--- BEGIN ---

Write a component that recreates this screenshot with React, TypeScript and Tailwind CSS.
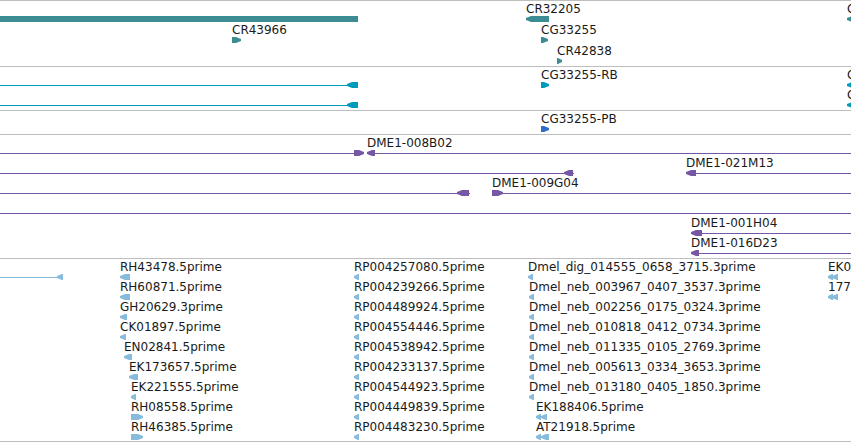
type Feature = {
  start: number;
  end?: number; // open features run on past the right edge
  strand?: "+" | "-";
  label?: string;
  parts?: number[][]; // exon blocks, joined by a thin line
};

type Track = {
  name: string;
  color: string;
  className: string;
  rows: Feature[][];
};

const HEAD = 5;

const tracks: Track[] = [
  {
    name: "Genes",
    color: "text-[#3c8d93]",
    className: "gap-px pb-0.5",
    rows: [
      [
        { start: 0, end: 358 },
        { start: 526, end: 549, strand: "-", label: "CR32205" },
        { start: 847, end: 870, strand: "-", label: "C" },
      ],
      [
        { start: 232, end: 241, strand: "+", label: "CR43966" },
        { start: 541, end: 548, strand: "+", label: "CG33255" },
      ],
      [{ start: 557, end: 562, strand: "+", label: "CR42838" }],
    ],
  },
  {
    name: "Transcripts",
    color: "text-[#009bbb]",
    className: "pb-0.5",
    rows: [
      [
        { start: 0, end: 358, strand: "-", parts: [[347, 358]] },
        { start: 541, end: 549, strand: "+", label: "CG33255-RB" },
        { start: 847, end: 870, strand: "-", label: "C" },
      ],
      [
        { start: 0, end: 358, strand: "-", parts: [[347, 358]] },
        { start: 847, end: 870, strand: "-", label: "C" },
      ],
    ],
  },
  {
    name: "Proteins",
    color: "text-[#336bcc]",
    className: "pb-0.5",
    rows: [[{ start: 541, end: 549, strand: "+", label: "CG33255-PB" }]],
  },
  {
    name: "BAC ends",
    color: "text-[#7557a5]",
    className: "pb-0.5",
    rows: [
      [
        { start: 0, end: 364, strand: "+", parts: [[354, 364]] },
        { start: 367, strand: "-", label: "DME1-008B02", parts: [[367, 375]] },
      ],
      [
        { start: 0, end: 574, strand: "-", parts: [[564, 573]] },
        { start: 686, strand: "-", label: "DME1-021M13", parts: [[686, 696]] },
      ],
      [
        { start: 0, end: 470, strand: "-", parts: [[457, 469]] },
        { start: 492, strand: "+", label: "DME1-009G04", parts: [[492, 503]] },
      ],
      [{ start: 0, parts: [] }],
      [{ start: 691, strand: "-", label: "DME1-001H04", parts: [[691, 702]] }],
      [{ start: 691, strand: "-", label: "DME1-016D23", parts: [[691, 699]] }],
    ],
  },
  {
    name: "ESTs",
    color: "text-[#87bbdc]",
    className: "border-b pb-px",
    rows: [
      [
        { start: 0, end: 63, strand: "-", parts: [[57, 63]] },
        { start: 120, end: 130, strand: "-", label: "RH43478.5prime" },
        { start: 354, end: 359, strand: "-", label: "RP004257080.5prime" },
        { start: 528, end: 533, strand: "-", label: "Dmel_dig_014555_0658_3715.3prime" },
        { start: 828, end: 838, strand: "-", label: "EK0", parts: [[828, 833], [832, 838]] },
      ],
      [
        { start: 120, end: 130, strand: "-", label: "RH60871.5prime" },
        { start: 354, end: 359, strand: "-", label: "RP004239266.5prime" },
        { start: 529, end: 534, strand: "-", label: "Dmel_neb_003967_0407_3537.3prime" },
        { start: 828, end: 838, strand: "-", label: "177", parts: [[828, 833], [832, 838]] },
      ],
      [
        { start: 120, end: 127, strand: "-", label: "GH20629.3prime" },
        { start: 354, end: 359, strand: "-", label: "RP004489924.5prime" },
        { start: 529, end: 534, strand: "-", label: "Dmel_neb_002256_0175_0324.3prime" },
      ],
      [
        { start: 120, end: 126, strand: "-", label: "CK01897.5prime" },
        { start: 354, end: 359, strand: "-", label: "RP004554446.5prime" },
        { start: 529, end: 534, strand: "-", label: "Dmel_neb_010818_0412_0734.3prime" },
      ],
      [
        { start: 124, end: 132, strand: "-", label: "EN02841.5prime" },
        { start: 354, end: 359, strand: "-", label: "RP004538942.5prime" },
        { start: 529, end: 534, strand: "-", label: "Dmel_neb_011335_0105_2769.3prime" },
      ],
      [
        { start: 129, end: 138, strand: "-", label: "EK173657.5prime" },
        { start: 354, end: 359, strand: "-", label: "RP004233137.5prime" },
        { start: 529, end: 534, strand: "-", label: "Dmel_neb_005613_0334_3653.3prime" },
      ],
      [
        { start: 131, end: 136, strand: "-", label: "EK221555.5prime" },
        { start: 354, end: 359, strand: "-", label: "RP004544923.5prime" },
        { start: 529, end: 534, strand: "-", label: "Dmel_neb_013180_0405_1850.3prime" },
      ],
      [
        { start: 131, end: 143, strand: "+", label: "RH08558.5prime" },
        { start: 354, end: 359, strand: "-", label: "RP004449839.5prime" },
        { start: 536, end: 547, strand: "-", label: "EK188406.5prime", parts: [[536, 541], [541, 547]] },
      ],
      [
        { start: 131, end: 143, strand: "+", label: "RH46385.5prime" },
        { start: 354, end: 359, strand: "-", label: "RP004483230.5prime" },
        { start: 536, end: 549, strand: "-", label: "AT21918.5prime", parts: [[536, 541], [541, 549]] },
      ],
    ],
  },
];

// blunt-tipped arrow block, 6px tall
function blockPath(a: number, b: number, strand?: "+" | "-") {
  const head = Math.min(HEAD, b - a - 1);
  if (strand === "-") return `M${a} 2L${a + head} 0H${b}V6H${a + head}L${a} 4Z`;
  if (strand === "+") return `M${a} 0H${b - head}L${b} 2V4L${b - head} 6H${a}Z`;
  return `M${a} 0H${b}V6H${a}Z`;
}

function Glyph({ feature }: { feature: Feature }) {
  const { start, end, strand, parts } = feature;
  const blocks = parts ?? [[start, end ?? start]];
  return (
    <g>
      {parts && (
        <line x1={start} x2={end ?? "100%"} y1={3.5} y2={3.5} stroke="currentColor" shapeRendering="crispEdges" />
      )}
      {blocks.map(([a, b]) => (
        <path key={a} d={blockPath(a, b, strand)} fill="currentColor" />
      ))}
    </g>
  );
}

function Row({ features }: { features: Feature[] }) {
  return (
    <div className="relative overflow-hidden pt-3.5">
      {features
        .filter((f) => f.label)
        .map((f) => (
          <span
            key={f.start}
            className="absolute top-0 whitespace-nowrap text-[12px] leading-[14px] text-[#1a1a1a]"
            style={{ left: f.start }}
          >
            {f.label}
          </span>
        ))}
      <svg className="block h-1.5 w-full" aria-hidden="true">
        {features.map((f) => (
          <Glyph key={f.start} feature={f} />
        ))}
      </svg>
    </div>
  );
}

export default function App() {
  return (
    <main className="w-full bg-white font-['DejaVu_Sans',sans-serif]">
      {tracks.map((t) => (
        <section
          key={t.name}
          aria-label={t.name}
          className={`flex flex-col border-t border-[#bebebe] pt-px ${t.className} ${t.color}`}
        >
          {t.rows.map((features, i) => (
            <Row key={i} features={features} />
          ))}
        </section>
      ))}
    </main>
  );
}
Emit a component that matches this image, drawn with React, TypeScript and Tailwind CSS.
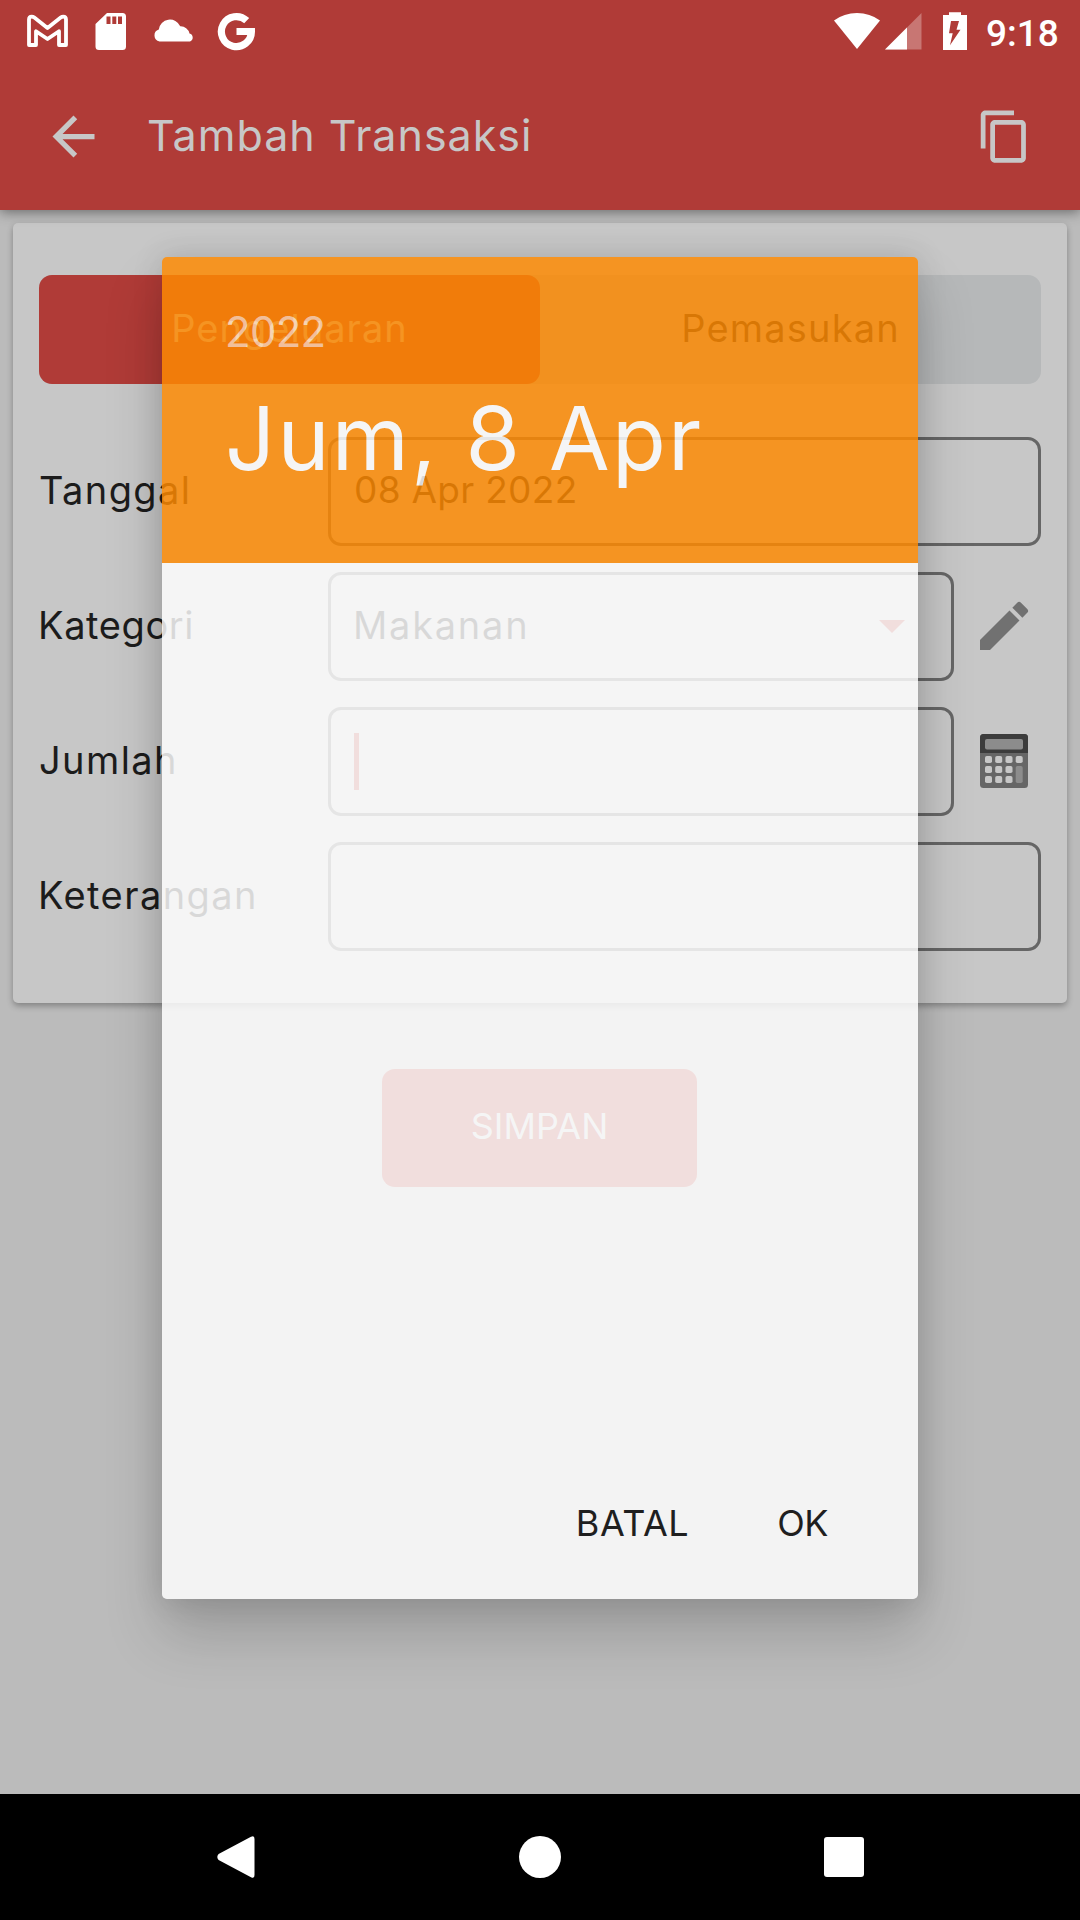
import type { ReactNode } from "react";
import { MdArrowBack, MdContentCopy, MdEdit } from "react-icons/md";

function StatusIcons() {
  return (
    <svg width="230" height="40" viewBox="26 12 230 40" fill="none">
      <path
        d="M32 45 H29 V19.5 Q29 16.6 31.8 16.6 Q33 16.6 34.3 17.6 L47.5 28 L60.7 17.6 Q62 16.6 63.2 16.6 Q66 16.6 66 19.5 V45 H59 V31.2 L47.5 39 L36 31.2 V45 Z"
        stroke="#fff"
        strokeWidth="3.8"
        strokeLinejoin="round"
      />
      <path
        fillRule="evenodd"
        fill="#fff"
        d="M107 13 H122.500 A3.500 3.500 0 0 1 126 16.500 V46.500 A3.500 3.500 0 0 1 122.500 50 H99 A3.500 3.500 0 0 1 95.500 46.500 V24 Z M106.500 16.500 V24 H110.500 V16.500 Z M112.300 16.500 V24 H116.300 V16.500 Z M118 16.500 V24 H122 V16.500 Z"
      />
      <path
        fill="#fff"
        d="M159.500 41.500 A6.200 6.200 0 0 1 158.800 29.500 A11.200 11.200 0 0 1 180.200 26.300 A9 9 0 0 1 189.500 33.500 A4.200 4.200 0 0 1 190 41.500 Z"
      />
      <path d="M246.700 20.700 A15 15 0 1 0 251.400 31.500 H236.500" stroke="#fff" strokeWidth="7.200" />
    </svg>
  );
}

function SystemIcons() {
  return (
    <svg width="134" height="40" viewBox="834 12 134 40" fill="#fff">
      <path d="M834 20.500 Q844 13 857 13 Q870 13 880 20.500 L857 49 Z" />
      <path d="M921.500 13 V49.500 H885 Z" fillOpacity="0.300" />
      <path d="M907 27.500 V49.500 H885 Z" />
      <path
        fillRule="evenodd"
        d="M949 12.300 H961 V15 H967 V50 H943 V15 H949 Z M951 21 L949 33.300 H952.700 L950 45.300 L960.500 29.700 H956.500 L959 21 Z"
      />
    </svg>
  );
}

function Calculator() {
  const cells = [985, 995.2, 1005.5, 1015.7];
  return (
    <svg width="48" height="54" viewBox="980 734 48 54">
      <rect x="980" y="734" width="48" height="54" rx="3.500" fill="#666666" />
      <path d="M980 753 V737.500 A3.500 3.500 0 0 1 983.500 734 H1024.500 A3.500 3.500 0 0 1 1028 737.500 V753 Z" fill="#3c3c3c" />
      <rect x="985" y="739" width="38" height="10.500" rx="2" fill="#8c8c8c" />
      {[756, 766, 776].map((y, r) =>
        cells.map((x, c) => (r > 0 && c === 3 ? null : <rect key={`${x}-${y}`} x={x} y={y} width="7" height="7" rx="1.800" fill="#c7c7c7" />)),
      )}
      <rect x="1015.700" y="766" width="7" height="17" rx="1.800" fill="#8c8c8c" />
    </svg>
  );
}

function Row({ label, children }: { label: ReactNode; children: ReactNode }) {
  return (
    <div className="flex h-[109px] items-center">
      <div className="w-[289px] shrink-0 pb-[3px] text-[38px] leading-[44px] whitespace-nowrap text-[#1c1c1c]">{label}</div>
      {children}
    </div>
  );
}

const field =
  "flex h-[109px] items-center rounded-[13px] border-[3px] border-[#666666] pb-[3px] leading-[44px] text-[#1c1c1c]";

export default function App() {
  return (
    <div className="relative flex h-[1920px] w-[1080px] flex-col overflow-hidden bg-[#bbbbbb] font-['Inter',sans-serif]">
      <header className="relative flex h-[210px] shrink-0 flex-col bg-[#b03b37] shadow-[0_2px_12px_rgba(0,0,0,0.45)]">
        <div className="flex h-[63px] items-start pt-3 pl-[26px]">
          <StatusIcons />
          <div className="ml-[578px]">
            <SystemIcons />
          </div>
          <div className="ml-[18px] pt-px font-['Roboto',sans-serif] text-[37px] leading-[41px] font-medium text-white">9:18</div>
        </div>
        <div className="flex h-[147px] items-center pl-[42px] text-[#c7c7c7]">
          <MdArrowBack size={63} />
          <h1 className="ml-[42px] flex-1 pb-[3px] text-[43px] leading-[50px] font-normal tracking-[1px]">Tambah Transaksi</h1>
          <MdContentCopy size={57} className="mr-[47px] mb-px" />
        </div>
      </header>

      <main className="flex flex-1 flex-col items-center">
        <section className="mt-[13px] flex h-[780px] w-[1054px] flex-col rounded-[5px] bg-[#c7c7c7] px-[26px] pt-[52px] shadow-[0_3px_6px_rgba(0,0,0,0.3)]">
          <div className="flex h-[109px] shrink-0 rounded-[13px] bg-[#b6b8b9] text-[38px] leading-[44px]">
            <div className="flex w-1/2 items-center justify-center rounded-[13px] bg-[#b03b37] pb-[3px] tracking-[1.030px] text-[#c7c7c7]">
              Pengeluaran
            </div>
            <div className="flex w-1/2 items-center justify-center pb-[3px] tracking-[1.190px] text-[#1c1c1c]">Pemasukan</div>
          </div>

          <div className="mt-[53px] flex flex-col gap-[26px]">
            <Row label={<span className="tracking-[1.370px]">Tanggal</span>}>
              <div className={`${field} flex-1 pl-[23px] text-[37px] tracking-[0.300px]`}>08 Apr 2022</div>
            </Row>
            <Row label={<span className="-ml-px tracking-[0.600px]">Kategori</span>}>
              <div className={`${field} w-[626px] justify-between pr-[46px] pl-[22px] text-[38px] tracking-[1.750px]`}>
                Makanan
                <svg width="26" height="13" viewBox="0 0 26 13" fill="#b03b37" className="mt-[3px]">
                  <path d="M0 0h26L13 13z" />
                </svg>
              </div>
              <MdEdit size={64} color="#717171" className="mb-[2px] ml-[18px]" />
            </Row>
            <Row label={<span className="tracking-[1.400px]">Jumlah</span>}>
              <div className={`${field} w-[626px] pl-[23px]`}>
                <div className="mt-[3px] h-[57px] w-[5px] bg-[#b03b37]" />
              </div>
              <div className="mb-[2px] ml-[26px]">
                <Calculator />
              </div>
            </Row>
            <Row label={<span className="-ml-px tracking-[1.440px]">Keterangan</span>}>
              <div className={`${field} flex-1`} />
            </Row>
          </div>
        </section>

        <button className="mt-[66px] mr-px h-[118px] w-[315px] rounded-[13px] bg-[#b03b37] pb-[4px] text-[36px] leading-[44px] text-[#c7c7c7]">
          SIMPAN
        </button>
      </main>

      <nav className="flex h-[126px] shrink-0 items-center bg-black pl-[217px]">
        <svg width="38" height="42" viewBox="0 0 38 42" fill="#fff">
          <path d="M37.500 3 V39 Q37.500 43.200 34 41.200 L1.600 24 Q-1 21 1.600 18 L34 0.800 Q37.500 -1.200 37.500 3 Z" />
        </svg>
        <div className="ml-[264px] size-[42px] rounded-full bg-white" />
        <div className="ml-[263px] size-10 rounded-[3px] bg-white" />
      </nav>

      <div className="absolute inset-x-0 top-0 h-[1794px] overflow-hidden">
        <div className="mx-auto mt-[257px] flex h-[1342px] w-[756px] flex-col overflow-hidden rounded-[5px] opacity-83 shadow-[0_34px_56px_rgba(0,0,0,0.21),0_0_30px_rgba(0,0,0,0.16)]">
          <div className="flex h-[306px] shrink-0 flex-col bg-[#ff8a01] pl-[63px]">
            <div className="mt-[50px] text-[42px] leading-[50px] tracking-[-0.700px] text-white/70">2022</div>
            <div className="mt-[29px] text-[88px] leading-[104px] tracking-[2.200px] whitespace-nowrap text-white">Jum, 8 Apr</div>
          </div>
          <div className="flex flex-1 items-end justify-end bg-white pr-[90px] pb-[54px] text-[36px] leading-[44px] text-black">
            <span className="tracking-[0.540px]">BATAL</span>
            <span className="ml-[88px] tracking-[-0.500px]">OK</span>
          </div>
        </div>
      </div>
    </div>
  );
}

--- END ---

▶ _Your objective_: Reproduce the entries exactly, from the line with "Emit a component" to the line with "MdArrowBack, MdContentCopy, MdEdit", both lines included, keeping no pictures.

▶ _Task solution_:
Emit a component that matches this image, drawn with React, TypeScript and Tailwind CSS.
import type { ReactNode } from "react";
import { MdArrowBack, MdContentCopy, MdEdit } from "react-icons/md";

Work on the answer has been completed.